Sporting shorter-than-usual blond hair, Mr Johnson remarked that he liked the demonstrators’ masks but had little time for their call for fare cuts.

“Labour cuts would mean reductions in services. They would jeopardise bus routes and the 24-hour (senior citizens) freedom passes,” he said.

“It would be criminal to cut infrastructure investment. Every penny of this extra cash will go towards keeping fares as low as possible.

“That is very good news in the current economic climate and, even better, the unprecedented level of investment to improve London’s transport network will continue unabated.”

The single Oyster pay-as-you-go bus fare rises by just five pence to £1.35.

A weekly bus pass rises by £1 to £18.80.

Average Tube fares will rise by six per cent.

A one-day zones 1-6 Travelcard will rise to £15.80 (anytime) and £8.50 (off-peak).

A weekly Travelcard for zones 1-6 will go up from £50.40 to £53.40.

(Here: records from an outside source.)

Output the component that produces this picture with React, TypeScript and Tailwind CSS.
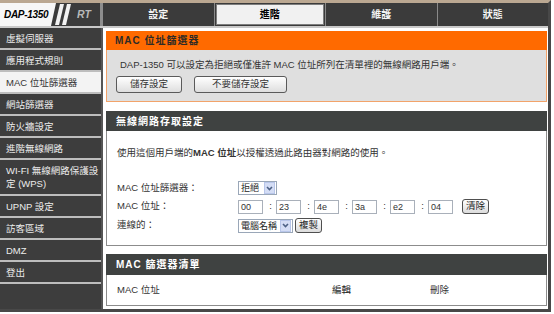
import React from 'react';

type MenuItem = { label: string | string[]; active?: boolean };

const menu: MenuItem[] = [
  { label: '虛擬伺服器' },
  { label: '應用程式規則' },
  { label: 'MAC 位址篩選器', active: true },
  { label: '網站篩選器' },
  { label: '防火牆設定' },
  { label: '進階無線網路' },
  { label: ['WI-FI 無線網路保護設', '定 (WPS)'] },
  { label: 'UPNP 設定' },
  { label: '訪客區域' },
  { label: 'DMZ' },
  { label: '登出' },
];

const tabs = [
  { label: '設定' },
  { label: '進階', active: true },
  { label: '維護' },
  { label: '狀態' },
];

const macParts = ['00', '23', '4e', '3a', 'e2', '04'];

const Chevron = () => (
  <svg width="7" height="5" viewBox="0 0 7 5">
    <path d="M1 1 L3.5 3.5 L6 1" fill="none" stroke="#4d6185" strokeWidth="1.6" />
  </svg>
);

const Select: React.FC<{ value: string; wide?: boolean }> = ({ value, wide }) => (
  <div className={`flex items-center h-[14px] border border-[#9aa7b8] bg-white ${wide ? 'w-[55px]' : 'w-[39px]'}`}>
    <span className="flex-1 pl-[2px] text-[9px] leading-[12px] text-[#222] whitespace-nowrap overflow-hidden">{value}</span>
    <span className="flex items-center justify-center shrink-0 w-[11px] h-[12px] mr-[1px] bg-[#d4ddf5] border border-[#b8c6ea]">
      <Chevron />
    </span>
  </div>
);

const SmallButton: React.FC<{ label: string }> = ({ label }) => (
  <div className="flex items-center justify-center h-[15px] px-[3px] border border-[#4f4f4f] rounded-[3px] bg-linear-to-b from-white to-[#dcdcdc] text-[9.5px] text-[#222] whitespace-nowrap">
    {label}
  </div>
);

const BigButton: React.FC<{ label: string; wide?: boolean }> = ({ label, wide }) => (
  <div
    className={`flex items-center justify-center h-[17px] border border-[#5a5a5a] rounded-[3px] bg-linear-to-b from-white to-[#dedede] text-[9.5px] text-[#333] ${wide ? 'w-[93px]' : 'w-[66px]'}`}
  >
    {label}
  </div>
);

export default function App() {
  return (
    <div className="w-[554px] h-[314px] bg-white overflow-hidden [font-family:'Liberation_Sans','Noto_Sans_CJK_TC',sans-serif]">
      <div className="w-[551px] h-[312px] flex flex-col border-t-[3px] border-t-[#bba892] border-r-[3px] border-r-[#484848] border-b-[3px] border-b-[#484848]">
        {/* header */}
        <div className="flex h-[25px] shrink-0 bg-[#3b3b3b] border-b-2 border-[#c9c9c9]">
          <div className="relative w-[100px] flex items-center">
            <svg className="absolute inset-0" width="100" height="23" viewBox="0 0 100 23">
              <polygon points="0,0 56,0 51,23 0,23" fill="#f7f7f7" />
              <polygon points="60,1 64,1 59,22 55,22" fill="#f2f2f2" />
              <polygon points="67,1 71,1 66,22 62,22" fill="#f2f2f2" />
            </svg>
            <span className="relative pl-[4px] italic font-bold text-[10px] tracking-[-0.3px] text-black">DAP-1350</span>
            <span className="absolute left-[77px] italic font-bold text-[10.5px] text-[#b8b8b8]">RT</span>
          </div>
          <div className="w-[3px] bg-[#8d8d8d]" />
          <div className="flex flex-1">
            {tabs.map((t, i) => (
              <div key={t.label} className={`flex-1 flex ${i > 0 ? 'border-l border-[#8a8a8a]' : ''}`}>
                {t.active ? (
                  <div className="flex-1 flex items-center justify-center my-[1px] mx-[1px] bg-[#f1f1f1] border border-[#7d7d7d] text-[10px] font-bold text-black">
                    {t.label}
                  </div>
                ) : (
                  <div className="flex-1 flex items-center justify-center text-[10px] font-bold text-[#f4f4f4]">{t.label}</div>
                )}
              </div>
            ))}
          </div>
        </div>

        {/* body */}
        <div className="flex flex-1">
          <div className="w-[101px] bg-[#3d3d3d]">
            {menu.map((m, i) => {
              const double = Array.isArray(m.label);
              return (
                <div
                  key={i}
                  className={`flex flex-col justify-center pl-[6px] border-b-2 border-[#bdbdbd] text-[9.5px] leading-[13px] whitespace-nowrap ${
                    m.active ? 'bg-[#f3f3f3] text-[#333]' : 'text-[#ececec]'
                  } ${double ? 'h-[36px]' : 'h-[22px]'}`}
                >
                  {double ? (m.label as string[]).map((l) => <span key={l}>{l}</span>) : <span>{m.label}</span>}
                </div>
              );
            })}
          </div>

          <div className="flex-1 flex flex-col border-l-2 border-[#555] pl-[3px] pr-[1px] pt-[3px] text-[9.5px] text-[#333]">
            {/* MAC filter intro */}
            <div className="flex flex-col">
              <div className="h-[19px] flex items-center bg-[#ff6a00] pl-[9px] text-[10px] font-bold tracking-[1px] text-[#2e2a26]">
                MAC 位址篩選器
              </div>
              <div className="h-[52px] bg-[#dfdfdf] border border-t-0 border-[#f2a36a] pl-[9px] pt-[9px]">
                <div className="ml-[4px] leading-[12px] text-[#333]">
                  DAP-1350 可以設定為拒絕或僅准許 MAC 位址所列在清單裡的無線網路用戶端。
                </div>
                <div className="flex gap-[12px] mt-[5px]">
                  <BigButton label="儲存設定" />
                  <BigButton label="不要儲存設定" wide />
                </div>
              </div>
            </div>

            {/* wireless access */}
            <div className="flex flex-col mt-[9px]">
              <div className="h-[20px] flex items-center bg-[#3f4241] pl-[10px] text-[10px] font-bold tracking-[1px] text-white">
                無線網路存取設定
              </div>
              <div className="h-[115px] border border-t-0 border-[#8c8c8c] pl-[10px] pt-[15px]">
                <div className="leading-[14px]">
                  使用這個用戶端的<span className="font-bold">MAC 位址</span>以授權透過此路由器對網路的使用。
                </div>
                <div className="flex flex-col mt-[19px]">
                  <div className="flex items-center h-[18px]">
                    <span className="w-[121px]">MAC 位址篩選器：</span>
                    <Select value="拒絕" />
                  </div>
                  <div className="flex items-center h-[19px]">
                    <span className="w-[121px]">MAC 位址：</span>
                    {macParts.map((p, i) => (
                      <React.Fragment key={i}>
                        {i > 0 && <span className="w-[13px] text-right pr-[4px]">:</span>}
                        <div className="w-[25px] h-[14px] border border-[#a9b0ba] bg-white pl-[2px] text-[9px] leading-[12px] text-[#333]">
                          {p}
                        </div>
                      </React.Fragment>
                    ))}
                    <div className="ml-[9px]">
                      <SmallButton label="清除" />
                    </div>
                  </div>
                  <div className="flex items-center h-[19px]">
                    <span className="w-[121px]">連線的：</span>
                    <Select value="電腦名稱" wide />
                    <div className="ml-[2px]">
                      <SmallButton label="複製" />
                    </div>
                  </div>
                </div>
              </div>
            </div>

            {/* filter list */}
            <div className="flex flex-col mt-[8px]">
              <div className="h-[21px] flex items-center bg-[#3f4241] pl-[10px] text-[10px] font-bold tracking-[1px] text-white">
                MAC 篩選器清單
              </div>
              <div className="h-[31px] flex items-center border border-t-0 border-[#8c8c8c] pl-[10px]">
                <span className="w-[215px]">MAC 位址</span>
                <span className="w-[98px] text-[#222]">編輯</span>
                <span>刪除</span>
              </div>
            </div>
          </div>
        </div>
      </div>
    </div>
  );
}
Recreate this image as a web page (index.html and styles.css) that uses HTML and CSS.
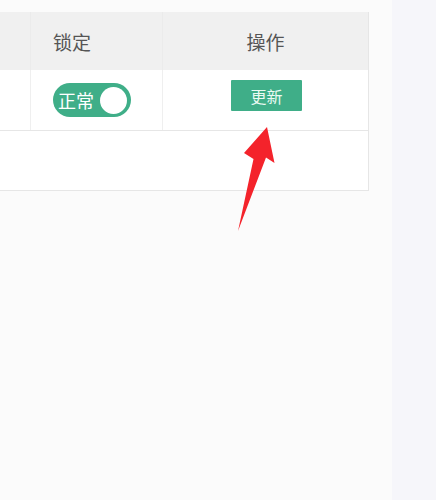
FILE: index.html
```html
<!DOCTYPE html>
<html lang="zh">
<head>
<meta charset="utf-8">
<link rel="stylesheet" href="styles.css">
</head>
<body>
<div class="page">
  <div class="main">
    <div class="table">
      <div class="row head">
        <div class="cell c1"></div>
        <div class="cell c2">锁定</div>
        <div class="cell c3 center">操作</div>
      </div>
      <div class="row body">
        <div class="cell c1"></div>
        <div class="cell c2">
          <span class="switch"><span class="switch-text">正常</span><span class="knob"></span></span>
        </div>
        <div class="cell c3 center top">
          <span class="btn">更新</span>
        </div>
      </div>
      <div class="row empty"></div>
    </div>
    <svg class="arrow" width="50" height="120" viewBox="228 120 50 120">
      <path d="M267,127 L274.5,163 L266,157.5 L238,231 L253.5,159 L244,153 Z" fill="#f4232b"/>
    </svg>
  </div>
  <div class="side"></div>
</div>
</body>
</html>
```

FILE: styles.css
```css
html, body {
  margin: 0;
  padding: 0;
}
body {
  font-family: "Noto Sans CJK SC", "Noto Sans", sans-serif;
  background: #fbfbfb;
}
.page {
  display: flex;
  height: 500px;
}
.main {
  position: relative;
  width: 392px;
  padding-top: 12px;
  background: #fbfbfb;
}
.side {
  flex: 1;
  background: #f6f6fa;
}
.table {
  width: 368px;
  background: #fff;
  border-right: 1px solid #e6e6e6;
  border-bottom: 1px solid #e6e6e6;
}
.row {
  display: grid;
  grid-template-columns: 31px 132px 205px;
}
.head {
  height: 58px;
  background: #f0f0f0;
}
.body {
  height: 60px;
  border-bottom: 1px solid #e6e6e6;
}
.empty {
  height: 59px;
}
.cell {
  display: flex;
  align-items: center;
  box-sizing: border-box;
}
.c1, .c2 {
  border-right: 1px solid #efefef;
}
.head .c1, .head .c2 {
  border-right-color: #ebebeb;
}
.c2 {
  padding-left: 22px;
}
.head .cell {
  font-size: 19px;
  color: #555;
}
.center {
  justify-content: center;
}
.top {
  align-items: flex-start;
  padding-top: 10px;
  padding-left: 2px;
}
.switch {
  display: flex;
  align-items: center;
  width: 78px;
  height: 34px;
  box-sizing: border-box;
  padding: 0 4px 0 5px;
  border-radius: 17px;
  background: #3fae88;
  justify-content: space-between;
}
.switch-text {
  color: #fff;
  font-size: 18px;
  line-height: 1;
}
.knob {
  width: 27px;
  height: 27px;
  border-radius: 50%;
  background: #fff;
}
.btn {
  display: flex;
  align-items: center;
  justify-content: center;
  width: 71px;
  height: 31px;
  background: #3fae88;
  color: #eafaf3;
  font-size: 16px;
  border-radius: 1px;
}
.arrow {
  position: absolute;
  left: 228px;
  top: 120px;
}
```
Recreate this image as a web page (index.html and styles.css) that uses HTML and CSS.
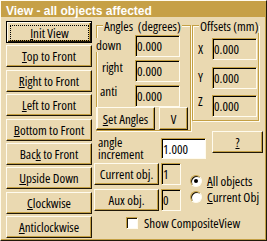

Transport for London says that over the next year investment will lead to the completion of the Victoria line upgrade, extension of the Barclays Cycle Hire scheme eastwards, the first of the Mayor’s ‘New Bus for London’ on the roads, completion of the London Overground rail network and air-conditioned trains across the Circle and Hammersmith & City lines.

There will also be work to improve the Metropolitan, Circle, Hammersmith & City lines, new signalling upgrade for the Northern line, upgrade of the A406 at Bounds Green and progress on new Crossrail stations at Paddington, Bond Street, Tottenham Court Road, Farringdon, Liverpool Street and Whitechapel.

Critics have attacked the level of the fare rises for 2012.

Mr Livingstone said: “Under enormous pressure from Londoners for a fare cut, the Tories have come up with another fare rise, making Londoners hundreds of pounds a year worse off and meaning a single bus fare by Oyster is now up 50 per cent under this Mayor.

“London has a moonlighting mayor with a second salary worth £250,000 and it is little wonder that he is so out of touch he thinks this fare rise is what people want.”

The Liberal Democrat mayoral candidate Brian Paddick said: “This Mayor still seems to be in a race to increase fares more than electricity and food prices at a time when most of us can’t afford it.

“Londoners may be less worse off than they thought, but they are still paying to massage the Mayor’s ego, for cable cars across the Thames and Routemaster buses that hardly any Londoners will benefit from.

Should fares be frozen or cut, or are fare rises necessary in the current economic climate to allow investment to continue? Is the lower than expected average rise something to be pleased about?